> [Instruction]:
The line containing "import React from 'react';" marks the end: quote every line from the start of the records below through it, word for word.

** start Dataset extract **

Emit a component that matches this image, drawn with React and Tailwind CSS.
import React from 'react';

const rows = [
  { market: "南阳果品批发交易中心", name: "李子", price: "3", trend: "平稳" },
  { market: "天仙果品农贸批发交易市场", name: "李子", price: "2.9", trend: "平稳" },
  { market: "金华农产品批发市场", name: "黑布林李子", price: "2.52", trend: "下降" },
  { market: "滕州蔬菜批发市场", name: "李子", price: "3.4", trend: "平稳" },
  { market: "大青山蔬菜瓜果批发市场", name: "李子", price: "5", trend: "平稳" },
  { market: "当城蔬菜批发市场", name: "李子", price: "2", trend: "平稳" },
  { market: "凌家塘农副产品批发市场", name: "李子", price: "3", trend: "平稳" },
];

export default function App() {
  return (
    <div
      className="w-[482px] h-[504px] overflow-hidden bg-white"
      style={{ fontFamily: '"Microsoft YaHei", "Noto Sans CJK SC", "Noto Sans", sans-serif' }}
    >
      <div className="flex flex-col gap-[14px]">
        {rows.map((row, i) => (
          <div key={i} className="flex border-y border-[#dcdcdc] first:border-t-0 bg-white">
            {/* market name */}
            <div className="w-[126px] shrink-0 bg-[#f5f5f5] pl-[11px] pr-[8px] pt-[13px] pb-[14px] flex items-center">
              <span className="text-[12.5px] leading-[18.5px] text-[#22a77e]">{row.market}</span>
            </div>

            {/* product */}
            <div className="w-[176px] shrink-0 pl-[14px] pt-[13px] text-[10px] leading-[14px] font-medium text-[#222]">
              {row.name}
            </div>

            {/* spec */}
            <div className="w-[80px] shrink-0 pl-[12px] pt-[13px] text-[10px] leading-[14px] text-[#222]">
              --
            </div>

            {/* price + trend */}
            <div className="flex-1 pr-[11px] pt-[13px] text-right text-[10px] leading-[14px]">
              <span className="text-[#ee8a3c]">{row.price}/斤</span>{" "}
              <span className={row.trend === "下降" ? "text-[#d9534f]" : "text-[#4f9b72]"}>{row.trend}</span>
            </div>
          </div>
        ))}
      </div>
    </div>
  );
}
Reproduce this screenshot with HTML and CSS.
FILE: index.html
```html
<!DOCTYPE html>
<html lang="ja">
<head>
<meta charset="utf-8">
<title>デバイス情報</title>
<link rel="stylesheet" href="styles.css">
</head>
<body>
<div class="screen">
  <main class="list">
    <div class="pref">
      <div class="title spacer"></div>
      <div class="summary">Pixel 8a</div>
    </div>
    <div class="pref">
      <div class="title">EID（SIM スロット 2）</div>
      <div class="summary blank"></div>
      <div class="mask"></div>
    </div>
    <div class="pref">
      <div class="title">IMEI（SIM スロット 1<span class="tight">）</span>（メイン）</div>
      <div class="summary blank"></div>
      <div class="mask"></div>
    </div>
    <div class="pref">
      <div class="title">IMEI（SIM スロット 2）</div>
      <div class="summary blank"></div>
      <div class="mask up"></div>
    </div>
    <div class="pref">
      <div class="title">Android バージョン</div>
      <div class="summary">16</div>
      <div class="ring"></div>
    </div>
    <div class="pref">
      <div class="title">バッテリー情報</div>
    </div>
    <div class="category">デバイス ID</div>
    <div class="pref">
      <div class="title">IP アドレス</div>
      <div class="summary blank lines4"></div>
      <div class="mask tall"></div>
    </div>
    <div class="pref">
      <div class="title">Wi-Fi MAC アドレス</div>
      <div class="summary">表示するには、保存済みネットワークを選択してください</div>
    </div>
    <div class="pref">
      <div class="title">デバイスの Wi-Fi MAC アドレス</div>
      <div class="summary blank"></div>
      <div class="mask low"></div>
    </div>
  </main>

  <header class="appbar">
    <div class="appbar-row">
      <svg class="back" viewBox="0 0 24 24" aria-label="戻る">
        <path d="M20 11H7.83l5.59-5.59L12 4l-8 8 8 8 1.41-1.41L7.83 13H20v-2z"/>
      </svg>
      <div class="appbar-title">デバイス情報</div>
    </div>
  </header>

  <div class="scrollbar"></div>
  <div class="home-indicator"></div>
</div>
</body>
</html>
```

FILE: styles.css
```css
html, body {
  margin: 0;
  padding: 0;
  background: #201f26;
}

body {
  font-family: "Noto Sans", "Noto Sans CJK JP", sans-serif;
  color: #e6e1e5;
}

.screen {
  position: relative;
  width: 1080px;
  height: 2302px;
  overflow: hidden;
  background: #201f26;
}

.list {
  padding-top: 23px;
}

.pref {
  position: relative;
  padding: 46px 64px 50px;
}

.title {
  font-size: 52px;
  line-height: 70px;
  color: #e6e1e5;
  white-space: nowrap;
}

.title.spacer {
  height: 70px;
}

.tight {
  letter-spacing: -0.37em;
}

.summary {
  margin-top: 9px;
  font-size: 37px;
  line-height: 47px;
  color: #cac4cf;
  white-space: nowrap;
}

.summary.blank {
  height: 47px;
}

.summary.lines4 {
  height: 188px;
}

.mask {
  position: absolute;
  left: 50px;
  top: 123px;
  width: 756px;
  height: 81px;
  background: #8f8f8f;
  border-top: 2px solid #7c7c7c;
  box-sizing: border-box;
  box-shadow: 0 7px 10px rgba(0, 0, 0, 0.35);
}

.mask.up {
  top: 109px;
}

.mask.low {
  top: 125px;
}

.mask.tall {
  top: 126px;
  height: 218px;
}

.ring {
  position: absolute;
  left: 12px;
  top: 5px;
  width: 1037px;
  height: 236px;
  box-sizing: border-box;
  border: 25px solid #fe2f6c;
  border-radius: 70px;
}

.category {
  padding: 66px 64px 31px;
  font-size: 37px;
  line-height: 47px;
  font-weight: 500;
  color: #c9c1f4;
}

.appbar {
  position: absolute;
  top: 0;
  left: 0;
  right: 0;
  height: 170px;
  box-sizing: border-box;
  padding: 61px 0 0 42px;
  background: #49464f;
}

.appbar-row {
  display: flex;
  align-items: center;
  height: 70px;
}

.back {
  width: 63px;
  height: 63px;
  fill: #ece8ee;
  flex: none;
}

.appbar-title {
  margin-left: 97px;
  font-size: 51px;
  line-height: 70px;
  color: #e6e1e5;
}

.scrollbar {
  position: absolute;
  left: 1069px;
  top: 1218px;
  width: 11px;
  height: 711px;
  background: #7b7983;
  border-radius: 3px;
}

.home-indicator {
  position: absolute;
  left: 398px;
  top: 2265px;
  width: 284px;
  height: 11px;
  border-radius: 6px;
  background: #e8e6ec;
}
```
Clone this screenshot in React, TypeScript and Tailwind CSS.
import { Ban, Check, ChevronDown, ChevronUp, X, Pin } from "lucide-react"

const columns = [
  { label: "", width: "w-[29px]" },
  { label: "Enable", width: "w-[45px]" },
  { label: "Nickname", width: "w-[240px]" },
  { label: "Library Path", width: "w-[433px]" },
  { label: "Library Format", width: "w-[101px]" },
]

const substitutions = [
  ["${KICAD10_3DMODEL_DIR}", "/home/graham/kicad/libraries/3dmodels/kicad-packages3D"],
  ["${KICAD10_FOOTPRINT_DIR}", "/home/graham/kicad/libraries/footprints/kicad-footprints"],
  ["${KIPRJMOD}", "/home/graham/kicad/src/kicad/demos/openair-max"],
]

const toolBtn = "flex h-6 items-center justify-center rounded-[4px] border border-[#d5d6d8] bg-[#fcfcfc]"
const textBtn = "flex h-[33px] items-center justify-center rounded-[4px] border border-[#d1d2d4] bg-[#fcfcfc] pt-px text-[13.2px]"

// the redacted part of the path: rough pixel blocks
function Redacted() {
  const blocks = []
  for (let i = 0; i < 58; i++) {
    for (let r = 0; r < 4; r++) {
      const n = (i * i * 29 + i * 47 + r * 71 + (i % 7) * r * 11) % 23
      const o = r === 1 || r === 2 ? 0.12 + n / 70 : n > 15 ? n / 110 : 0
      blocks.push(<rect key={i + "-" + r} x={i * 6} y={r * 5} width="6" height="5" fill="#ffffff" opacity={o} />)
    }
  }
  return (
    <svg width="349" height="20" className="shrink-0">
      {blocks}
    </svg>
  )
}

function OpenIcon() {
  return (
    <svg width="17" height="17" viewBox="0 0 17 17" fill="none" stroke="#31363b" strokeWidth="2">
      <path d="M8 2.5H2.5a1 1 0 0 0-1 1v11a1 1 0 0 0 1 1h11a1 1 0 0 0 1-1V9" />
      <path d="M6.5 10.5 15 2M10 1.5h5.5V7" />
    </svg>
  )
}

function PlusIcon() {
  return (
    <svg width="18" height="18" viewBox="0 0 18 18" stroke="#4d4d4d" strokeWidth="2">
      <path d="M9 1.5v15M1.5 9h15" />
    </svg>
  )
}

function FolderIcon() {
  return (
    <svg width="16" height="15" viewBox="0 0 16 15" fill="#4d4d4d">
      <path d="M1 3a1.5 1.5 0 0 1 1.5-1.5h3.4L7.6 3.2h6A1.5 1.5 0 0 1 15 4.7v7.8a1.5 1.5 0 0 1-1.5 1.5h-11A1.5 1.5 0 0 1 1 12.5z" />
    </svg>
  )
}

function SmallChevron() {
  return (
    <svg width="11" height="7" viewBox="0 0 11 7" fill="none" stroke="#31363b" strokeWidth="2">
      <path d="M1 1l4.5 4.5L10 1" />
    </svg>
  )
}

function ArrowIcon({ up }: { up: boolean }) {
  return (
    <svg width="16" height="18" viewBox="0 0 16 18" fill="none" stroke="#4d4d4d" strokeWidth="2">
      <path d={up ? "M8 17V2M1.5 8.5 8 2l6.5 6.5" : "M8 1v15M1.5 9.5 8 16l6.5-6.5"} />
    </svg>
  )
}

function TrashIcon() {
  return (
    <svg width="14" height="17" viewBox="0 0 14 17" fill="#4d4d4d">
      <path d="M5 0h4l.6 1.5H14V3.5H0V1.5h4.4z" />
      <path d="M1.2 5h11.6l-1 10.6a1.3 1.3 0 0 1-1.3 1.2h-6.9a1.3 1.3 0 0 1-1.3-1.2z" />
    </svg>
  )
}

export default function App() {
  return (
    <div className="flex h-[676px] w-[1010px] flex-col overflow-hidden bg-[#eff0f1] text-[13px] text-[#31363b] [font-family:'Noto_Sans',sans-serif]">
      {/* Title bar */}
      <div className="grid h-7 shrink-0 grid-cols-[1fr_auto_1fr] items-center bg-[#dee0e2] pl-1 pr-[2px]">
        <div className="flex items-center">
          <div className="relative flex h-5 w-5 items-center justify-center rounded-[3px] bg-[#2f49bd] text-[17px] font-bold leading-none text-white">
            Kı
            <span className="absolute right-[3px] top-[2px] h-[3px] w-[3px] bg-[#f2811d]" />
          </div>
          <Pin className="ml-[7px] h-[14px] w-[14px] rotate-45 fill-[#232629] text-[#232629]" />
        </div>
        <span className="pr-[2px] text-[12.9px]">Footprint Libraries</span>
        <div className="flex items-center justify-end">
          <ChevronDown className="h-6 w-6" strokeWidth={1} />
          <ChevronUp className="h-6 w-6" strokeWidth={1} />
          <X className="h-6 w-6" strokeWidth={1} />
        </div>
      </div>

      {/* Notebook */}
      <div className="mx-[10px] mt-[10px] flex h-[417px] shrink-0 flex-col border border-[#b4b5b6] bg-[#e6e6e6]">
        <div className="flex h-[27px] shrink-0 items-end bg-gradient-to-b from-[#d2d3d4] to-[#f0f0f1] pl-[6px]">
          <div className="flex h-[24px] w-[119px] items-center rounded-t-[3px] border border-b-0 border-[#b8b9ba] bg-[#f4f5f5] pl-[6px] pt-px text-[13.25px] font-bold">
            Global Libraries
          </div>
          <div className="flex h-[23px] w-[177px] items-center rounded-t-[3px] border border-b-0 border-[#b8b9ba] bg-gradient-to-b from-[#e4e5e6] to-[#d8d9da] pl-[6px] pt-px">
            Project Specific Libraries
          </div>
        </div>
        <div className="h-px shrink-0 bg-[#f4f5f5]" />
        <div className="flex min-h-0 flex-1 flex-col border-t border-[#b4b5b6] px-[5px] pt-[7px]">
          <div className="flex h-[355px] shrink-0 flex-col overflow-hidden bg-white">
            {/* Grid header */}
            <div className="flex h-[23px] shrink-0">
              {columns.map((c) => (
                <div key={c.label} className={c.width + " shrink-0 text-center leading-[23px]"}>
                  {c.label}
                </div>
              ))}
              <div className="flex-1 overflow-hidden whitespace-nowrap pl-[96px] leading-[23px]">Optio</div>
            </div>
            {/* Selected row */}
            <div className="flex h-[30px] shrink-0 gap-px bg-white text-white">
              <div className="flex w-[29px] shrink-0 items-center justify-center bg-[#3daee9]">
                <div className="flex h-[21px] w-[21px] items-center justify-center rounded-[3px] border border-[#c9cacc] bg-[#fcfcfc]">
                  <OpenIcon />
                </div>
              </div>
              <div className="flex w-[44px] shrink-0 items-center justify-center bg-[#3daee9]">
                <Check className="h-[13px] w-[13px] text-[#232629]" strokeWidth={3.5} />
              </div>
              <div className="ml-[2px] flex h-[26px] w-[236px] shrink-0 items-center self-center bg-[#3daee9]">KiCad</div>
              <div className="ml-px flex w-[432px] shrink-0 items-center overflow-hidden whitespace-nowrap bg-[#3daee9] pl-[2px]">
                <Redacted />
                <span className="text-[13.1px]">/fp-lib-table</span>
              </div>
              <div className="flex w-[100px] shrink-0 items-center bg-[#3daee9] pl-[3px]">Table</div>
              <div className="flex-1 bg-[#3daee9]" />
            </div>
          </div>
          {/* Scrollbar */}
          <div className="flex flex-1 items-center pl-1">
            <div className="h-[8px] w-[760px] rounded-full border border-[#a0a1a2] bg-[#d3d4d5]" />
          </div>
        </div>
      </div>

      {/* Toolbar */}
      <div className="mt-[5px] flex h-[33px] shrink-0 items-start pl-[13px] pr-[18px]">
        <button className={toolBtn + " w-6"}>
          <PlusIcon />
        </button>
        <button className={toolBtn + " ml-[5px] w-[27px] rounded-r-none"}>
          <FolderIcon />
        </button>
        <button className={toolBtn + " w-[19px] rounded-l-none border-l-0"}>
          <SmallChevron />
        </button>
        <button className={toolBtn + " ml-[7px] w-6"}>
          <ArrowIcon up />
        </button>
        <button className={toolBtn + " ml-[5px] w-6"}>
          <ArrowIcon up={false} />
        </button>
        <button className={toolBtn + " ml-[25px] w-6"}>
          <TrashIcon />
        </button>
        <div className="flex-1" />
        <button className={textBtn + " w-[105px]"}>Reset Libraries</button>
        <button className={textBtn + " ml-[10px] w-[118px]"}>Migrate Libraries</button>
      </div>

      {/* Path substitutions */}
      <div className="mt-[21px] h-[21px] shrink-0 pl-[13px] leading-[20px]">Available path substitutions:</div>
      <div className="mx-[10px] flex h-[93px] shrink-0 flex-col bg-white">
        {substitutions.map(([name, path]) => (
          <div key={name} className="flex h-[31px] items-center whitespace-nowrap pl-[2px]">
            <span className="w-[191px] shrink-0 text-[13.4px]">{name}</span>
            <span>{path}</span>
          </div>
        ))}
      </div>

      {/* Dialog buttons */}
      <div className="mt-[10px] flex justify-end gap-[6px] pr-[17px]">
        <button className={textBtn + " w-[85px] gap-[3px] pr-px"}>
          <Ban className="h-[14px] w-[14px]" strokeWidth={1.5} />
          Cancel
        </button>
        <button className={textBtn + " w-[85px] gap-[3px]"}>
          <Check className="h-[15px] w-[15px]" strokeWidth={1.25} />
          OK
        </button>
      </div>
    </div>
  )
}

** end Dataset extract **

> [Result]:
Emit a component that matches this image, drawn with React and Tailwind CSS.
import React from 'react';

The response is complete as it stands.